-- TASK OBJECTIVE --
Quote verbatim everything from the line containing "Emit a component" down to the line containing "text: '지금 출발합니다", with both of those lines included and no others.

┄┄┄┄┄┄┄┄┄┄

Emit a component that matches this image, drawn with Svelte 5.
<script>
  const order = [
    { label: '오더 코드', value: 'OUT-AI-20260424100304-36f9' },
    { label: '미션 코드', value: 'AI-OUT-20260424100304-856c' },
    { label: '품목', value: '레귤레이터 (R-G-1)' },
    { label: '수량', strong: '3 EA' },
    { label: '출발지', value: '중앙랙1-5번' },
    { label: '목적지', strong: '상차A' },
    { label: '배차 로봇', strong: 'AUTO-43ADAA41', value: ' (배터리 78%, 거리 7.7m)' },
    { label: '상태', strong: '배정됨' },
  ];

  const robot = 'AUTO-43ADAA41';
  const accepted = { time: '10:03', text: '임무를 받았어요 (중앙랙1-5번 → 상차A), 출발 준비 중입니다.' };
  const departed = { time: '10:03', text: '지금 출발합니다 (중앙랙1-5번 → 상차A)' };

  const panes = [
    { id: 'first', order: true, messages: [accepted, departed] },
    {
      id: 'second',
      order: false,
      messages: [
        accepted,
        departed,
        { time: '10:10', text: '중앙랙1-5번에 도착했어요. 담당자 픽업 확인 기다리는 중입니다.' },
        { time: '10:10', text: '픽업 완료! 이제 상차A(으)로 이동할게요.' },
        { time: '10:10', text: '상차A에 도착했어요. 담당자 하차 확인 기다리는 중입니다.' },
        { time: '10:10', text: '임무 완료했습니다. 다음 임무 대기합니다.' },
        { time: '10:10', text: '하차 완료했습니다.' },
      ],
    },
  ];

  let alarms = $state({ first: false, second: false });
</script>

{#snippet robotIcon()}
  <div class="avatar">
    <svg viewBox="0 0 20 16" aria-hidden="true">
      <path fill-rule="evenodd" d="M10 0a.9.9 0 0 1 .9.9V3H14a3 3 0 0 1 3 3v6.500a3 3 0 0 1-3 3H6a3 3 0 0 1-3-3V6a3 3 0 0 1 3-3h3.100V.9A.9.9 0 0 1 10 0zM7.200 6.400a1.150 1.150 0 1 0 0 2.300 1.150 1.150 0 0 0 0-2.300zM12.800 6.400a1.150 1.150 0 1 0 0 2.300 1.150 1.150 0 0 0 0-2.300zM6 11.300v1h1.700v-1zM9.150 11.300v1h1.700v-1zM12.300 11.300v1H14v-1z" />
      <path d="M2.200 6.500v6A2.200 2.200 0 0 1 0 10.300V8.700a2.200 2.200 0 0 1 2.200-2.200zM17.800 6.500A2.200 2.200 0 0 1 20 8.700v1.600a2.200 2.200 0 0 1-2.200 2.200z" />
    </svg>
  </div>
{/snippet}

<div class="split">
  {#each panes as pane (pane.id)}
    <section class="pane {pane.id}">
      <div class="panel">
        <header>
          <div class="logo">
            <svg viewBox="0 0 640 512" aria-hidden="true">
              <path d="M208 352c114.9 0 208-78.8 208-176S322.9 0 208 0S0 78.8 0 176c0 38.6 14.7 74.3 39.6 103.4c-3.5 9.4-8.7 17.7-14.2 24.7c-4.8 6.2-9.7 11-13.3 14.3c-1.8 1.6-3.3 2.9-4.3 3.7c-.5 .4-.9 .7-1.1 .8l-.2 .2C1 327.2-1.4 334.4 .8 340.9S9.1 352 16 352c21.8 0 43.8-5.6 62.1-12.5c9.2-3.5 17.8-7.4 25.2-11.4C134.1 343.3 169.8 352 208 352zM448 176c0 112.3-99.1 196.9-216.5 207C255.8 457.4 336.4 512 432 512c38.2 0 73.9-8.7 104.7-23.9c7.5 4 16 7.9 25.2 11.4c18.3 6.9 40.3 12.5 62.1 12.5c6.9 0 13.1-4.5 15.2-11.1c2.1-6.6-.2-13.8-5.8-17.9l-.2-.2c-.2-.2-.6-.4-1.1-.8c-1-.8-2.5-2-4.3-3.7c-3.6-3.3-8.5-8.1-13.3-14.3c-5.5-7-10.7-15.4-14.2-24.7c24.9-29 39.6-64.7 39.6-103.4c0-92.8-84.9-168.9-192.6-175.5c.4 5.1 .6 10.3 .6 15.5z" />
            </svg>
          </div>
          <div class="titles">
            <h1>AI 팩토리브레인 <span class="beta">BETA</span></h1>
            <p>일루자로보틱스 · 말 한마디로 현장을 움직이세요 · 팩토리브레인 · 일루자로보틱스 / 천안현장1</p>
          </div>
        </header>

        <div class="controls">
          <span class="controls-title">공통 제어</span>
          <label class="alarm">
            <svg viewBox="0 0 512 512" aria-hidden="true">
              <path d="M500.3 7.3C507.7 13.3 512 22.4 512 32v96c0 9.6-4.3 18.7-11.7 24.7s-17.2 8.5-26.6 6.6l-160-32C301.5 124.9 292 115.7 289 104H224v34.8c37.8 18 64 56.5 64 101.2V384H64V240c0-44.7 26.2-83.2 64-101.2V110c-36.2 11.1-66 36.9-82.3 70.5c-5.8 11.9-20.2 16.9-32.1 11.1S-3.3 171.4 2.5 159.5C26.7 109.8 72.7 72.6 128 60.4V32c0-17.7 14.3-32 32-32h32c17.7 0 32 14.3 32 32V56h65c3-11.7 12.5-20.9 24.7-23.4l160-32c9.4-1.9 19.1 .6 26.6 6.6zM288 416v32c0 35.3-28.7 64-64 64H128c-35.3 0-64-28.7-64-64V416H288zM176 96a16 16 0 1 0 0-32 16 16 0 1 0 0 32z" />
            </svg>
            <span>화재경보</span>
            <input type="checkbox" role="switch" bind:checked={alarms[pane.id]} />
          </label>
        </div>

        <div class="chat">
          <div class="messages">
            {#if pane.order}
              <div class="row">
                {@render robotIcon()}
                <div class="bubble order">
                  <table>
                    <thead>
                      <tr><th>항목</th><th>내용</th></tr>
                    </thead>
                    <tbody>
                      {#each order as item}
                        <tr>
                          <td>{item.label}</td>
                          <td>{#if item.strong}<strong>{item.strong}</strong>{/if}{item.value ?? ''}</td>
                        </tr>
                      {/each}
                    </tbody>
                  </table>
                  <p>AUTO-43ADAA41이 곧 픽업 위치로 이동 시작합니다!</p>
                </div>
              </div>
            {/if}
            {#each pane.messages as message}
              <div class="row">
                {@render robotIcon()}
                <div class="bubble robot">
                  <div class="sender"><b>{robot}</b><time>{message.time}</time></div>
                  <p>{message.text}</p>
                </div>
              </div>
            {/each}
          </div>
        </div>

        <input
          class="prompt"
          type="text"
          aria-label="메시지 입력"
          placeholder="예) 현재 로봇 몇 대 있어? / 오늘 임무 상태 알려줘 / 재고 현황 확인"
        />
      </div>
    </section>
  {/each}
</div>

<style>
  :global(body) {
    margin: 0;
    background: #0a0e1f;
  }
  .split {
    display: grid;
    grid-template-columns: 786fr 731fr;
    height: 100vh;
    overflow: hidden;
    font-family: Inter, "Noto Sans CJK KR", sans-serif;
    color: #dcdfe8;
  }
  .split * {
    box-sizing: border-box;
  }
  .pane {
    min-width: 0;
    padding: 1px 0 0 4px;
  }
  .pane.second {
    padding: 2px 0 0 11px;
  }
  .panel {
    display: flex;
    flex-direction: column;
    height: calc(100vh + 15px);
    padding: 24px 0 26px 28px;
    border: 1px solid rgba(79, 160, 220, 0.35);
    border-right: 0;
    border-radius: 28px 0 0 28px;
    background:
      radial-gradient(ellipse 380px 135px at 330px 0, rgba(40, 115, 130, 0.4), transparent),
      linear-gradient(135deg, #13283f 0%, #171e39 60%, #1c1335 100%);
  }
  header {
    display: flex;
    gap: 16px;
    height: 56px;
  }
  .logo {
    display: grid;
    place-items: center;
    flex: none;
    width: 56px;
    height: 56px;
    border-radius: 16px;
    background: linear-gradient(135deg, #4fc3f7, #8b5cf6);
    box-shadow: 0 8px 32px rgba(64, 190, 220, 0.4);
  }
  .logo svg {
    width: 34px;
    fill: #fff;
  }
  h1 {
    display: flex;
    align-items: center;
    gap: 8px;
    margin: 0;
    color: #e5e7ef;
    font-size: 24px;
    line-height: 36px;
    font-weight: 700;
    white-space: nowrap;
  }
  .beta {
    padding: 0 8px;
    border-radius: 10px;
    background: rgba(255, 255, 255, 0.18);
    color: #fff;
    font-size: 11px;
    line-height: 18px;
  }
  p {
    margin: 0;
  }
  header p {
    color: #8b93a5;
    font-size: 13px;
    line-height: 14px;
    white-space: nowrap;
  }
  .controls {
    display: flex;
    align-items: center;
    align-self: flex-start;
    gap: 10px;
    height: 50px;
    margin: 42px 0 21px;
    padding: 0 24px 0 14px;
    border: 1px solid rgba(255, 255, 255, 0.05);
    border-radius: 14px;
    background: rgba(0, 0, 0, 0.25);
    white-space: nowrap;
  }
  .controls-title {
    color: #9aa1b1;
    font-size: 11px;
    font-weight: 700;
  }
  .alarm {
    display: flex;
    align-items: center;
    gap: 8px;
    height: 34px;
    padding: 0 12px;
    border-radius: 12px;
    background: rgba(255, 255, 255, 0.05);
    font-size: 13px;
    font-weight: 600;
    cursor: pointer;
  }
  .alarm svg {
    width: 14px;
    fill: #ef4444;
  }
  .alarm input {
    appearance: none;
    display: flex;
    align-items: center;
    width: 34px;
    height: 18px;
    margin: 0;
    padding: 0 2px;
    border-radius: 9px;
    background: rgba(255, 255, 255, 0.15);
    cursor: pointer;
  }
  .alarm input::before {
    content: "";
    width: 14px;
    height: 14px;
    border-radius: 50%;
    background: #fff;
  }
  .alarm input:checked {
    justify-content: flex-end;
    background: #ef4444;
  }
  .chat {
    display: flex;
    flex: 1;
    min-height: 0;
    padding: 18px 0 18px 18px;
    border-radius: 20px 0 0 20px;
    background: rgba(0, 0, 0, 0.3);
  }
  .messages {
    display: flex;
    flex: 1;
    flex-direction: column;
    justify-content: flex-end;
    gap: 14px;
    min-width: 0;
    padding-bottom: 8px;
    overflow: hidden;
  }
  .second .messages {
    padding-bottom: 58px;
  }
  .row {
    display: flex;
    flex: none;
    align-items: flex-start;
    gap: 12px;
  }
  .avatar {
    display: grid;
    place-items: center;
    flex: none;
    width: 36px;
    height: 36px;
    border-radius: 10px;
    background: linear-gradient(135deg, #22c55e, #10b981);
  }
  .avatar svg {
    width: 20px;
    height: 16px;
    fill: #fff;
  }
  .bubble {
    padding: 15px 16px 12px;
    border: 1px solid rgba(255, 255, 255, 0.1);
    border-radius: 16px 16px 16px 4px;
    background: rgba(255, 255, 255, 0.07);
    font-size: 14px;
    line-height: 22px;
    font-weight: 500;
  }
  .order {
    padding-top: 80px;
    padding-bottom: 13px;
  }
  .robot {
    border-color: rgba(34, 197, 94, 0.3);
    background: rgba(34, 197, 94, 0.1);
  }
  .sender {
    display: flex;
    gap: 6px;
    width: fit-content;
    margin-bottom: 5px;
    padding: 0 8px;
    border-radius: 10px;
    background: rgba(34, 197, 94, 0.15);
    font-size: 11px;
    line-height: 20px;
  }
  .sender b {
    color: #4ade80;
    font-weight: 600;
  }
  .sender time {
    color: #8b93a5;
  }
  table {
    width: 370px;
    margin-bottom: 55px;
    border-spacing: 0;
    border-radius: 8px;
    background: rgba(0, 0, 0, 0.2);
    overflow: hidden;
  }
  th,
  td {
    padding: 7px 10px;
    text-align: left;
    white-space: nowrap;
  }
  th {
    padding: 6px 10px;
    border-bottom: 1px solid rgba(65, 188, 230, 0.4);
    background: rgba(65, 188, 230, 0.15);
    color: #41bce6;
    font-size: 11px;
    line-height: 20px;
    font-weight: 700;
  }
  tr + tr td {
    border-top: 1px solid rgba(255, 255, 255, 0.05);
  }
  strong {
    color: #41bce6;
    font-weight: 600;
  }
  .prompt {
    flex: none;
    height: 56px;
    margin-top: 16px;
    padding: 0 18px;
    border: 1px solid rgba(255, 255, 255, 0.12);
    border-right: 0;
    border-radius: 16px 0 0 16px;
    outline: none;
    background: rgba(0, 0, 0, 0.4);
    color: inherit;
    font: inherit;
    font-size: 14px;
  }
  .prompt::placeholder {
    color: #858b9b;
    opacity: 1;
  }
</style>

┄┄┄┄┄┄┄┄┄┄

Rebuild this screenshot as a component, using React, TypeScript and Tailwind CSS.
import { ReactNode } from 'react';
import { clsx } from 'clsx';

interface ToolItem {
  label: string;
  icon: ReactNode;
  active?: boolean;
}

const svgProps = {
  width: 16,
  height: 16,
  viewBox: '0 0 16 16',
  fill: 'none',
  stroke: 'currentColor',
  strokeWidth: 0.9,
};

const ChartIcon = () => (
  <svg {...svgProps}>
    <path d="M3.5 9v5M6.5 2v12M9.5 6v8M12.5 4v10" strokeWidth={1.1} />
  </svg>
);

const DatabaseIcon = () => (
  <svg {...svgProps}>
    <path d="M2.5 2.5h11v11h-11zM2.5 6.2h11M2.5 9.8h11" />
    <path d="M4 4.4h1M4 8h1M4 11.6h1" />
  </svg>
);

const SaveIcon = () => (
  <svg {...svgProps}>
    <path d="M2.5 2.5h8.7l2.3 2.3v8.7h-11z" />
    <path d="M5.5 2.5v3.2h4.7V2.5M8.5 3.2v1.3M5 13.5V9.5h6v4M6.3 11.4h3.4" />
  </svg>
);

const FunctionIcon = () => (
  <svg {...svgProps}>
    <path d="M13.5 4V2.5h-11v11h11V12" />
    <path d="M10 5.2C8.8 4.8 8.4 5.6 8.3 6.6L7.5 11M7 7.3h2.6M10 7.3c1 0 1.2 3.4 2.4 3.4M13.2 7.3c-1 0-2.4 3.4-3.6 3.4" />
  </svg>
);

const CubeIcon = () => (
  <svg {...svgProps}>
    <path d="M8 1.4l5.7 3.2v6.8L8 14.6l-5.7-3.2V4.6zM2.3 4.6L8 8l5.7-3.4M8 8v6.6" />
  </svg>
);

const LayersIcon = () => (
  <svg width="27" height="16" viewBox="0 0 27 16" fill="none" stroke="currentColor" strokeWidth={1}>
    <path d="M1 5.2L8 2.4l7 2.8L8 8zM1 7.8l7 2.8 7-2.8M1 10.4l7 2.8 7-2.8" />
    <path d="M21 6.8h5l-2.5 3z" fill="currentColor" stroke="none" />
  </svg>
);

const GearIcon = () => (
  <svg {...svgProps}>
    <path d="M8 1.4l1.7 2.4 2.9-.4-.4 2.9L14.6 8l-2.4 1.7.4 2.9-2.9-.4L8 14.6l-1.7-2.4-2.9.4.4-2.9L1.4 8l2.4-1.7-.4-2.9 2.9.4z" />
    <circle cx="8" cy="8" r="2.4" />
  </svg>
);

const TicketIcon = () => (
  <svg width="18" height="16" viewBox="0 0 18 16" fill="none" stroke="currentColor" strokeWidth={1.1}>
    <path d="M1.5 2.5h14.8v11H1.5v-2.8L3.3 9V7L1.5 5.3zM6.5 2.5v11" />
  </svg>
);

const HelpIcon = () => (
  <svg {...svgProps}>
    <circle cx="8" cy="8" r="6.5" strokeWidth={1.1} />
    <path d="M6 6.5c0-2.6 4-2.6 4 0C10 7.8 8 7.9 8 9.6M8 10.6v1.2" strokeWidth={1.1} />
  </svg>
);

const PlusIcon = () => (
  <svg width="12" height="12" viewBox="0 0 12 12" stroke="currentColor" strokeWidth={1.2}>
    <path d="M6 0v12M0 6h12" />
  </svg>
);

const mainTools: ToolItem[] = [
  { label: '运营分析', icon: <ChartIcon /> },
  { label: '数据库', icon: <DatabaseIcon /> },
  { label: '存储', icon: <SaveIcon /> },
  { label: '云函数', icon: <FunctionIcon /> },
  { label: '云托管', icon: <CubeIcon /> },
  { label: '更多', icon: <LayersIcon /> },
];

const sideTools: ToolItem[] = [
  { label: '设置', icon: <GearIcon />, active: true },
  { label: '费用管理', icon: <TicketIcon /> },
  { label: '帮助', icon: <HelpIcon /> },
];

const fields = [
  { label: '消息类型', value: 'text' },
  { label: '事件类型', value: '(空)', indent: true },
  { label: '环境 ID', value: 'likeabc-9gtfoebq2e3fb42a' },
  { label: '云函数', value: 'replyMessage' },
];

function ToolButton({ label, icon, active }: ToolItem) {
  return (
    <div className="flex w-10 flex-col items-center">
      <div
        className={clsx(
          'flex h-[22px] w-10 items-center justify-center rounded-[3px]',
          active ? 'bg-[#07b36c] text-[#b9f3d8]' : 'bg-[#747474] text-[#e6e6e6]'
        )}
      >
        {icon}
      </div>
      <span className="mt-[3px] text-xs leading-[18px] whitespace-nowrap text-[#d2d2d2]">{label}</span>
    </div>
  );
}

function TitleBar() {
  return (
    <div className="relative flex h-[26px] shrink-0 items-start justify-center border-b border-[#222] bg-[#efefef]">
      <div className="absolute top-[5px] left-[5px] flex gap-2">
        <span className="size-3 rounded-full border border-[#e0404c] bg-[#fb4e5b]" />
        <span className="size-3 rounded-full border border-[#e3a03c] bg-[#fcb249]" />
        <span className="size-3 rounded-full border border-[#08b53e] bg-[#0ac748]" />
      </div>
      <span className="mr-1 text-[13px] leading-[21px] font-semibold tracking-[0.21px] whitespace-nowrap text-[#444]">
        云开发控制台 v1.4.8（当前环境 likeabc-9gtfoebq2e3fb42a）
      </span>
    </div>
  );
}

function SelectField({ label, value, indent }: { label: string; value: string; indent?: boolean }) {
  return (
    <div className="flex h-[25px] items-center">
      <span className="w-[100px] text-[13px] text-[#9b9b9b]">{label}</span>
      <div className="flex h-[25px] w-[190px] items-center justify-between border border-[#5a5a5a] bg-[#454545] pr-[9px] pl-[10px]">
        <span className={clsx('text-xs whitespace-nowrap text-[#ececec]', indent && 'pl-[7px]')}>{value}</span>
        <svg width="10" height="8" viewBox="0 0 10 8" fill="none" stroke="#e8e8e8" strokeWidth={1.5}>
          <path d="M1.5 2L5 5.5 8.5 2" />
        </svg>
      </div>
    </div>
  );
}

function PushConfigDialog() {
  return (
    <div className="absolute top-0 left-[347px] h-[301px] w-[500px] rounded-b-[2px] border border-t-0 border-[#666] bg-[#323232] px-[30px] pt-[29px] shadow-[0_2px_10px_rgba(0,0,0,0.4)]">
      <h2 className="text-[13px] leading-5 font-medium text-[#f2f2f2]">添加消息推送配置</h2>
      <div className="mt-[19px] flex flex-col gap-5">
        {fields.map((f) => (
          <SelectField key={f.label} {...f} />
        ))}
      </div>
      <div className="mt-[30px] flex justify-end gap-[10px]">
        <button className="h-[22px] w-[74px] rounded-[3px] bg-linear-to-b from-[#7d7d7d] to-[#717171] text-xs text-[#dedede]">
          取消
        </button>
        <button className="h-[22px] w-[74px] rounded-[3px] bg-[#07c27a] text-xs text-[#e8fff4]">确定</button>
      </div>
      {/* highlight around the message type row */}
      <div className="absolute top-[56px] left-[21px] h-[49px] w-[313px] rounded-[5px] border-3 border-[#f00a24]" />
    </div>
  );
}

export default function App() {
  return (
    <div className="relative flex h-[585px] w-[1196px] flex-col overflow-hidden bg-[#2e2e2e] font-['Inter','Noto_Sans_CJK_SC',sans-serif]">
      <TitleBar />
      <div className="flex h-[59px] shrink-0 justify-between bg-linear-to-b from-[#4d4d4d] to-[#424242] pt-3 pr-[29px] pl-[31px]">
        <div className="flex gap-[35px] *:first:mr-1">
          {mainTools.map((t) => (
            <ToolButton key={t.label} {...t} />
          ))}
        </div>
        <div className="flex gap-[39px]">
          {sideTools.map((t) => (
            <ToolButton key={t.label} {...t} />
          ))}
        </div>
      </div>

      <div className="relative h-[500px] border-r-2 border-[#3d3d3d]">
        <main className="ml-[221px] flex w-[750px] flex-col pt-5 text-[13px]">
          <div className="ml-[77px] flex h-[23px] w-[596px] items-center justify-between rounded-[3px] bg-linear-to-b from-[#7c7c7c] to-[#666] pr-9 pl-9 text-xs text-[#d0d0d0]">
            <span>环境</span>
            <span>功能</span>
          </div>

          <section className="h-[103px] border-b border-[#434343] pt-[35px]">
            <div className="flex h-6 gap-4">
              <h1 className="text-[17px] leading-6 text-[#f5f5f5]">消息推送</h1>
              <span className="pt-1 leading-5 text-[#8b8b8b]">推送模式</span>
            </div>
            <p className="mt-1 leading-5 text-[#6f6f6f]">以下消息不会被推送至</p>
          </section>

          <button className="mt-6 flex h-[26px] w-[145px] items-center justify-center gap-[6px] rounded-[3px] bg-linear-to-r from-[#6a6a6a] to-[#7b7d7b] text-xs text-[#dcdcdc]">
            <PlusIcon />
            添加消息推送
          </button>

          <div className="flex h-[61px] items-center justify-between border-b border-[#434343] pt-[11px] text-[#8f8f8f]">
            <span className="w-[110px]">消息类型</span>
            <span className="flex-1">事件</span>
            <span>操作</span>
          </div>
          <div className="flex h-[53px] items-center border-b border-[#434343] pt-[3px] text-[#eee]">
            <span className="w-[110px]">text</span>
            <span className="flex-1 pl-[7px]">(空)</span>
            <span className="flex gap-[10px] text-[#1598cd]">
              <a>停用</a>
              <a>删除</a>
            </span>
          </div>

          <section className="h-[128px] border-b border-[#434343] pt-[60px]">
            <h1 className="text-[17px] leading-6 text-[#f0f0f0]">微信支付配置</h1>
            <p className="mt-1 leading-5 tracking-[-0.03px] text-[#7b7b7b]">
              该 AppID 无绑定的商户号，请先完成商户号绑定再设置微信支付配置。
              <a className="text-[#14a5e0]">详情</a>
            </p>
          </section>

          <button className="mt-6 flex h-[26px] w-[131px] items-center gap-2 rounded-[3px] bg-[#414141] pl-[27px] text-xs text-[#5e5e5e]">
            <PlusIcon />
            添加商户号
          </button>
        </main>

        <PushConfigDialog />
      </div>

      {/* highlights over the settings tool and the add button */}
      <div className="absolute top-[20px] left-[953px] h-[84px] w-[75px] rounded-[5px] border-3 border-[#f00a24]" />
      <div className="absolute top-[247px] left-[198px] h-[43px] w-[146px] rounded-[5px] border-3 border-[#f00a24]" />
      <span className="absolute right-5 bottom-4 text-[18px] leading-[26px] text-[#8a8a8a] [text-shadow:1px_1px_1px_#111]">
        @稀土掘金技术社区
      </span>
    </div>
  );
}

┄┄┄┄┄┄┄┄┄┄

-- OUTPUT --
Emit a component that matches this image, drawn with Svelte 5.
<script>
  const order = [
    { label: '오더 코드', value: 'OUT-AI-20260424100304-36f9' },
    { label: '미션 코드', value: 'AI-OUT-20260424100304-856c' },
    { label: '품목', value: '레귤레이터 (R-G-1)' },
    { label: '수량', strong: '3 EA' },
    { label: '출발지', value: '중앙랙1-5번' },
    { label: '목적지', strong: '상차A' },
    { label: '배차 로봇', strong: 'AUTO-43ADAA41', value: ' (배터리 78%, 거리 7.7m)' },
    { label: '상태', strong: '배정됨' },
  ];

  const robot = 'AUTO-43ADAA41';
  const accepted = { time: '10:03', text: '임무를 받았어요 (중앙랙1-5번 → 상차A), 출발 준비 중입니다.' };
  const departed = { time: '10:03', text: '지금 출발합니다 (중앙랙1-5번 → 상차A)' };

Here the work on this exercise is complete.